Easy Chicken Cordon Bleu

Published April 5th, 2019 by Ccwestside

Ingredients

  • Panko breadcrumbs - 1/2 cup for Super Easy or 1 cup for Quick Dredge
  • Oil spray
  • 2 small chicken breasts, around 6-7oz/180-210g each
  • Salt and pepper
  • 4 slices swiss cheese (Note 1)
  • 4 to 6 slices of ham, about 2.5oz/75g (Note 2)
  • 3 tbsp mayonnaise
  • 1 1/2 tbsp Dijon mustard

DIJON CREAM SAUCE (MAKES 1 CUP)

  • 1 1/2 tbsp butter
  • 1 1/2 tbsp flour
  • 1 1/4 cups milk (Note 3)
  • 2 tbsp Dijon mustard
  • 3 tbsp parmesan cheese, finely grated

Instructions

  • Preheat oven to 200C/390F (standard) or 180C/350F (fan).
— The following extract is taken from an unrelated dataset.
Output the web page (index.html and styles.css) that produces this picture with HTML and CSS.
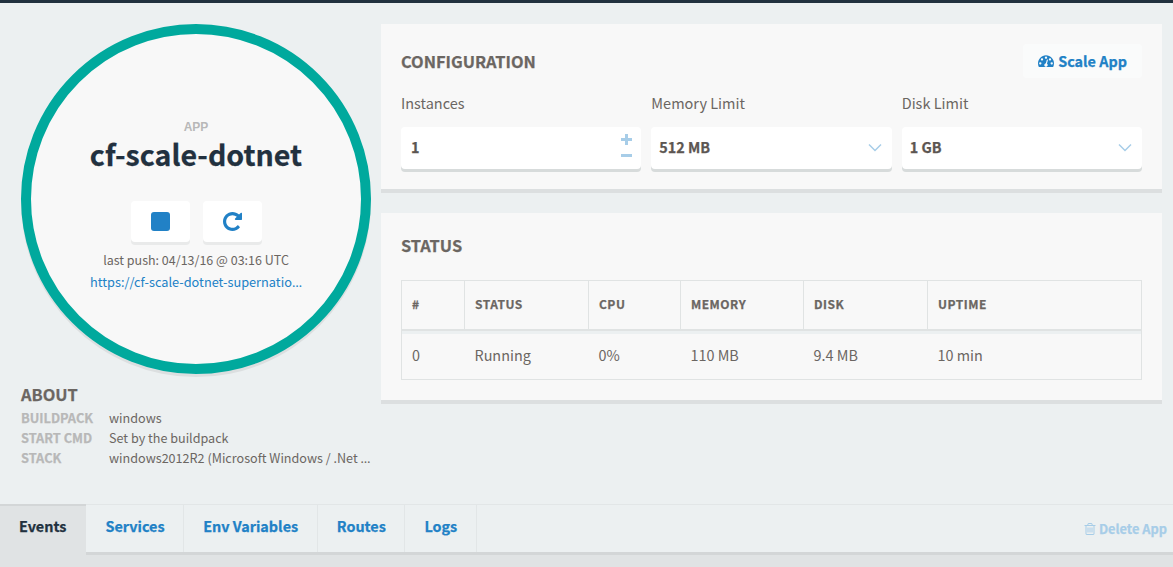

  • Spread panko breadcrumbs on a baking tray and spray with oil. Bake for 3 minutes or until light golden. Remove and scrape into bowl straight away.

  • Cut a pocket into each chicken breast.

  • Fold the cheese in half and place 2 pieces inside each pocket. Do the same with the ham. Close the pocket, seal with 2 toothpicks. Sprinkle with salt and pepper.

  • Mix the mayonnaise, mustard, salt and pepper in a bowl. Spread onto the top and sides of the chicken (not underside).

  • Sprinkle panko over the chicken, using your other hand to press the breadcrumbs onto the side of the chicken. Spray with oil.

  • Bake for 25 to 30 minutes, or until golden brown and just cooked through. Remove toothpicks, serve with the Dijon Cream Sauce.

DIJON CREAM SAUCE

  • Melt butter over medium heat in a small saucepan. Add flour and cook for 1 minute.

  • Add half the milk and whisk until the flour mixture is blended in.

  • Add remaining milk, mustard and cheese. Cook for 3 minutes, whisking constantly, until thickened. It will thicken as it cools.

  • Remove from heat,  add salt and pepper to taste. Serve with chicken.